Pode haver. Mas levará tempo. Demasiado para os ucranianos. Vai ser muito penoso. A probabilidade de uma guerra de atrição é muito grande, creio. Seja pela motivação de libertação do invasor seja pelo apoio indireto da NATO. E isso pode ser suficiente para a retirada. A ocupação pode tornar-se excessivamente dispendiosa para a Rússia. Mas, neste cenário, a retirada traduzir-se-á na destruição máxima de infraestruturas e na morte de milhares de ucranianos para impedir o regresso ao estágio anterior.

É a ameaça de uma guerra nuclear a grande razão que impede a NATO de apoiar militarmente a Ucrânia?
Em última instância, sim. Até ao momento, a função do nuclear tem sido dissuasória. Mas o ponto de partida é a consciência político-diplomática de que se entraria numa escalada bélica sem precedentes. Além de que a NATO é uma aliança defensiva. E esperemos que o artigo 5.º não seja invocado. Mas é improvável que o conflito militar se estenda além da Ucrânia, a Rússia não está interessada numa guerra regional.
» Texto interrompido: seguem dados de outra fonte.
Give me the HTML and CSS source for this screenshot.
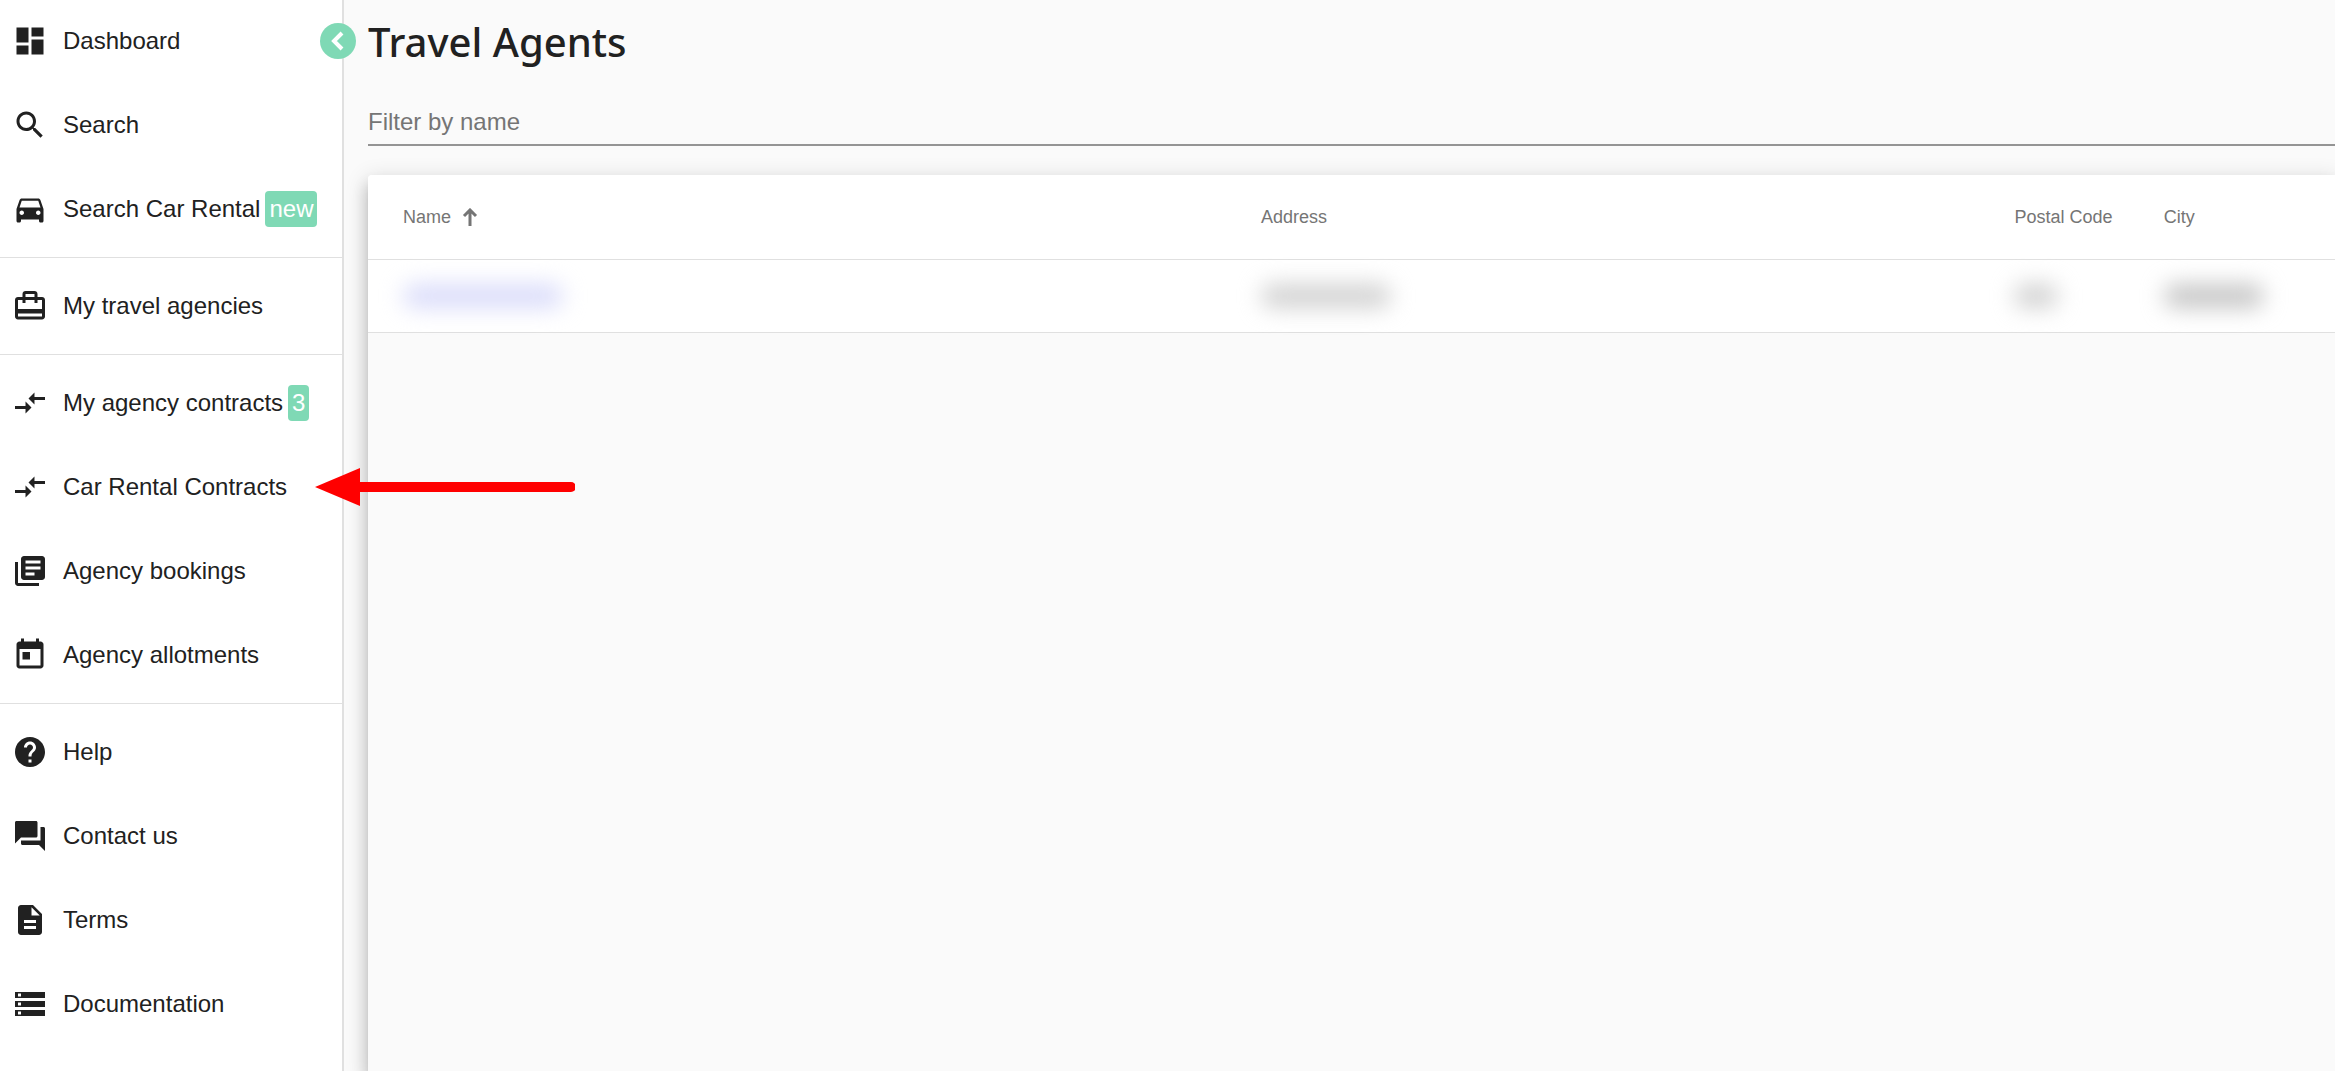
FILE: index.html
```html
<!DOCTYPE html>
<html lang="en">
<head>
  <meta charset="UTF-8" />
  <meta name="viewport" content="width=device-width, initial-scale=1.0"/>
  <title>Travel Agents</title>
  <link rel="stylesheet" href="styles.css">
</head>
<body>

<div class="layout">
  <aside class="sidebar">
    <nav>
      <ul class="nav-group">
        <li><a href="#" class="nav-item">
          <svg class="icon" viewBox="0 0 24 24"><path d="M3 13h8V3H3v10zm0 8h8v-6H3v6zm10 0h8V11h-8v10zm0-18v6h8V3h-8z"/></svg>
          <span>Dashboard</span></a></li>
        <li><a href="#" class="nav-item">
          <svg class="icon" viewBox="0 0 24 24"><path d="M15.5 14h-.79l-.28-.27C15.41 12.59 16 11.11 16 9.5 16 5.91 13.09 3 9.5 3S3 5.91 3 9.5 5.91 16 9.5 16c1.61 0 3.09-.59 4.23-1.57l.27.28v.79l5 4.99L20.49 19l-4.99-5zm-6 0C7.01 14 5 11.99 5 9.5S7.01 5 9.5 5 14 7.01 14 9.5 11.99 14 9.5 14z"/></svg>
          <span>Search</span></a></li>
        <li><a href="#" class="nav-item">
          <svg class="icon" viewBox="0 0 24 24"><path d="M18.92 6.01C18.72 5.42 18.16 5 17.5 5h-11c-.66 0-1.21.42-1.42 1.01L3 12v8c0 .55.45 1 1 1h1c.55 0 1-.45 1-1v-1h12v1c0 .55.45 1 1 1h1c.55 0 1-.45 1-1v-8l-2.08-5.99zM6.5 16c-.83 0-1.5-.67-1.5-1.5S5.67 13 6.5 13s1.5.67 1.5 1.5S7.33 16 6.5 16zm11 0c-.83 0-1.5-.67-1.5-1.5s.67-1.5 1.5-1.5 1.5.67 1.5 1.5-.67 1.5-1.5 1.5zM5 11l1.5-4.5h11L19 11H5z"/></svg>
          <span>Search Car Rental<span class="badge">new</span></span></a></li>
      </ul>
      <ul class="nav-group">
        <li><a href="#" class="nav-item">
          <svg class="icon" viewBox="0 0 24 24"><path d="M20 6h-3V4c0-1.11-.89-2-2-2H9c-1.11 0-2 .89-2 2v2H4c-1.11 0-2 .89-2 2v11c0 1.11.89 2 2 2h16c1.11 0 2-.89 2-2V8c0-1.11-.89-2-2-2zM9 4h6v2H9V4zm11 15H4v-2h16v2zm0-5H4V8h3v2h2V8h6v2h2V8h3v6z"/></svg>
          <span>My travel agencies</span></a></li>
      </ul>
      <ul class="nav-group">
        <li><a href="#" class="nav-item">
          <svg class="icon" viewBox="0 0 24 24"><path d="M9.01 14H2v2h7.01v3L13 15l-3.99-4v3zm5.98-1v-3H22V8h-7.01V5L11 9l3.99 4z"/></svg>
          <span>My agency contracts<span class="badge">3</span></span></a></li>
        <li class="pointed"><a href="#" class="nav-item">
          <svg class="icon" viewBox="0 0 24 24"><path d="M9.01 14H2v2h7.01v3L13 15l-3.99-4v3zm5.98-1v-3H22V8h-7.01V5L11 9l3.99 4z"/></svg>
          <span>Car Rental Contracts</span></a>
          <svg class="pointer" viewBox="0 0 260 38"><path d="M0 19L45 0v38z"/><path class="shaft" d="M40 19h216"/></svg></li>
        <li><a href="#" class="nav-item">
          <svg class="icon" viewBox="0 0 24 24"><path d="M4 6H2v14c0 1.1.9 2 2 2h14v-2H4V6zm16-4H8c-1.1 0-2 .9-2 2v12c0 1.1.9 2 2 2h12c1.1 0 2-.9 2-2V4c0-1.1-.9-2-2-2zm-1 9H9V9h10v2zm-4 4H9v-2h6v2zm4-8H9V5h10v2z"/></svg>
          <span>Agency bookings</span></a></li>
        <li><a href="#" class="nav-item">
          <svg class="icon" viewBox="0 0 24 24"><path d="M19 3h-1V1h-2v2H8V1H6v2H5c-1.11 0-1.99.9-1.99 2L3 19c0 1.1.89 2 2 2h14c1.1 0 2-.9 2-2V5c0-1.1-.9-2-2-2zm0 16H5V8h14v11zM7 10h5v5H7z"/></svg>
          <span>Agency allotments</span></a></li>
      </ul>
      <ul class="nav-group">
        <li><a href="#" class="nav-item">
          <svg class="icon" viewBox="0 0 24 24"><path d="M12 2C6.48 2 2 6.48 2 12s4.48 10 10 10 10-4.48 10-10S17.52 2 12 2zm1 17h-2v-2h2v2zm2.07-7.75l-.9.92C13.45 12.9 13 13.5 13 15h-2v-.5c0-1.1.45-2.1 1.17-2.83l1.24-1.26c.37-.36.59-.86.59-1.41 0-1.1-.9-2-2-2s-2 .9-2 2H8c0-2.21 1.79-4 4-4s4 1.79 4 4c0 .88-.36 1.68-.93 2.25z"/></svg>
          <span>Help</span></a></li>
        <li><a href="#" class="nav-item">
          <svg class="icon" viewBox="0 0 24 24"><path d="M21 6h-2v9H6v2c0 .55.45 1 1 1h11l4 4V7c0-.55-.45-1-1-1zm-4 6V3c0-.55-.45-1-1-1H3c-.55 0-1 .45-1 1v14l4-4h10c.55 0 1-.45 1-1z"/></svg>
          <span>Contact us</span></a></li>
        <li><a href="#" class="nav-item">
          <svg class="icon" viewBox="0 0 24 24"><path d="M14 2H6c-1.1 0-1.99.9-1.99 2L4 20c0 1.1.89 2 1.99 2H18c1.1 0 2-.9 2-2V8l-6-6zm2 16H8v-2h8v2zm0-4H8v-2h8v2zm-3-5V3.5L18.5 9H13z"/></svg>
          <span>Terms</span></a></li>
        <li><a href="#" class="nav-item">
          <svg class="icon" viewBox="0 0 24 24"><path d="M2 20h20v-4H2v4zm2-3h2v2H4v-2zM2 4v4h20V4H2zm4 3H4V5h2v2zm-4 7h20v-4H2v4zm2-3h2v2H4v-2z"/></svg>
          <span>Documentation</span></a></li>
      </ul>
    </nav>
    <button type="button" class="toggle" aria-label="Collapse menu">
      <svg viewBox="0 0 36 36"><path d="M22 10l-8 8 8 8"/></svg>
    </button>
  </aside>

  <main class="content">
    <h1>Travel Agents</h1>
    <input type="text" class="filter" placeholder="Filter by name" aria-label="Filter by name">

    <div class="card">
      <table>
        <thead>
          <tr>
            <th class="col-name"><button type="button" class="sort">Name
              <svg viewBox="0 0 16 18"><path d="M8 18V2M2 8l6-6 6 6"/></svg></button></th>
            <th class="col-address">Address</th>
            <th class="col-postal">Postal Code</th>
            <th>City</th>
          </tr>
        </thead>
        <tbody>
          <tr>
            <td><span class="masked masked-name"></span></td>
            <td><span class="masked masked-address"></span></td>
            <td><span class="masked masked-postal"></span></td>
            <td><span class="masked masked-city"></span></td>
          </tr>
        </tbody>
      </table>
    </div>
  </main>
</div>

</body>
</html>
```
FILE: styles.css
```css
* {
  box-sizing: border-box;
}

body {
  font-family: Arial, "Liberation Sans", sans-serif;
  margin: 0;
  background: #fafafa;
  color: #212121;
}

.layout {
  display: flex;
  height: 100vh;
  overflow: hidden;
}

/* Sidebar */
.sidebar {
  position: relative;
  z-index: 1;
  flex: 0 0 344px;
  background: white;
  border-right: 2px solid #e0e0e0;
}

.nav-group {
  list-style: none;
  margin: 0;
  padding: 6px 0;
  border-bottom: 1px solid #e0e0e0;
}

.nav-group:first-child {
  margin-top: -1px;
  padding-top: 0;
}

.nav-group:last-child {
  border-bottom: none;
}

.nav-item {
  display: flex;
  align-items: center;
  gap: 15px;
  height: 84px;
  padding: 0 12px;
  font-size: 24px;
  line-height: 36px;
  white-space: nowrap;
  color: inherit;
  text-decoration: none;
}

.icon {
  flex: none;
  width: 36px;
  height: 36px;
  fill: #212121;
}

.badge {
  display: inline-block;
  vertical-align: top;
  margin-left: 5px;
  padding: 0 4px;
  border-radius: 4px;
  background: #7fd9b5;
  color: white;
}

.toggle {
  position: absolute;
  top: 23px;
  right: -14px;
  width: 36px;
  height: 36px;
  padding: 0;
  border: none;
  border-radius: 50%;
  background: #7fd9b5;
  cursor: pointer;
}

.toggle svg {
  display: block;
  fill: none;
  stroke: white;
  stroke-width: 4;
}

.pointed {
  position: relative;
}

.pointer {
  position: absolute;
  top: 23px;
  left: 315px;
  width: 260px;
  height: 38px;
  fill: red;
  pointer-events: none;
}

.pointer .shaft {
  stroke: red;
  stroke-width: 10;
  stroke-linecap: round;
}

/* Content */
.content {
  flex: 1;
  display: flex;
  flex-direction: column;
  min-width: 0;
  padding-left: 24px;
}

h1 {
  margin: 12px 0 24px;
  font-family: "Segoe UI", "Noto Sans", sans-serif;
  font-size: 40px;
  font-weight: 500;
  line-height: 60px;
}

.filter {
  width: 100%;
  height: 50px;
  padding: 4px 0 0;
  border: none;
  border-bottom: 2px solid #949494;
  border-radius: 0;
  background: transparent;
  font-family: inherit;
  font-size: 24px;
  outline: none;
}

.filter::placeholder {
  color: #757575;
}

.card {
  flex: 1;
  margin-top: 29px;
  border-radius: 4px 0 0 0;
  box-shadow: 0 8px 8px -5px rgba(0,0,0,0.2), 0 12px 15px 2px rgba(0,0,0,0.14), 0 5px 21px 3px rgba(0,0,0,0.12);
}

table {
  width: 100%;
  table-layout: fixed;
  border-collapse: separate;
  border-spacing: 0;
  border-radius: 4px 0 0 0;
  background: white;
}

th, td {
  padding: 0;
  border-bottom: 1px solid #e0e0e0;
  text-align: left;
}

th:first-child, td:first-child {
  padding-left: 35px;
}

th {
  height: 85px;
  font-size: 18px;
  font-weight: normal;
  color: #757575;
}

td {
  height: 73px;
}

.col-name {
  width: 45.4%;
}

.col-address {
  width: 38.3%;
}

.col-postal {
  width: 7.6%;
}

.sort {
  display: flex;
  align-items: center;
  gap: 11px;
  padding: 0;
  border: none;
  background: none;
  font: inherit;
  color: inherit;
  cursor: pointer;
}

.sort svg {
  width: 16px;
  height: 18px;
  fill: none;
  stroke: #757575;
  stroke-width: 3;
}

.masked {
  display: block;
  height: 24px;
  border-radius: 12px;
  background: #d2d2d2;
  filter: blur(11px);
}

.masked-name {
  width: 160px;
  background: #dadcfa;
}

.masked-address {
  width: 130px;
}

.masked-postal {
  width: 44px;
}

.masked-city {
  width: 100px;
  background: #c6c6c6;
}
```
Putin e Biden estão a corresponder às expectativas à medida que a guerra avança?
Sobre Putin, não sei qual o nível de popularidade interna neste momento. Mas creio que o impacto das sanções, o desgaste do atoleiro de uma guerra de atrição e o número de mortes vão abrir brechas nos alicerces do regime, deslegitimando o seu exercício de poder. Ainda que se passe a mensagem de vitimização de uma identidade. Sobre Biden, parece-me que está a agir com a prudência de quem está a lidar com alguém cuja motivação excede a racionalidade estratégica. Tendo ainda a perceção de que, neste momento, a divisão do Ocidente será a vitoria do Kremlin.

Como tem visto a guerra de desinformação em redor da guerra no terreno?
É uma tática que tem sido usada de parte a parte. Mas, no caso russo, de uma forma muito eficiente. Afetar a perceção do inimigo através do campo social, político, religioso ou cultural é fundamental na chamada "guerra não-linear" russa. É uma progressiva invasão da sociedade do oponente. O objetivo é alcançar um ambiente de polarização social permanente e o conflito dentro do Estado oponente, para criar vazio de poder. Falamos de comunicação estratégica através de hacking, agências noticiosas estatais como a RT, leaks, fake news, que é usada em simultâneo a meios militares convencionais e não convencionais.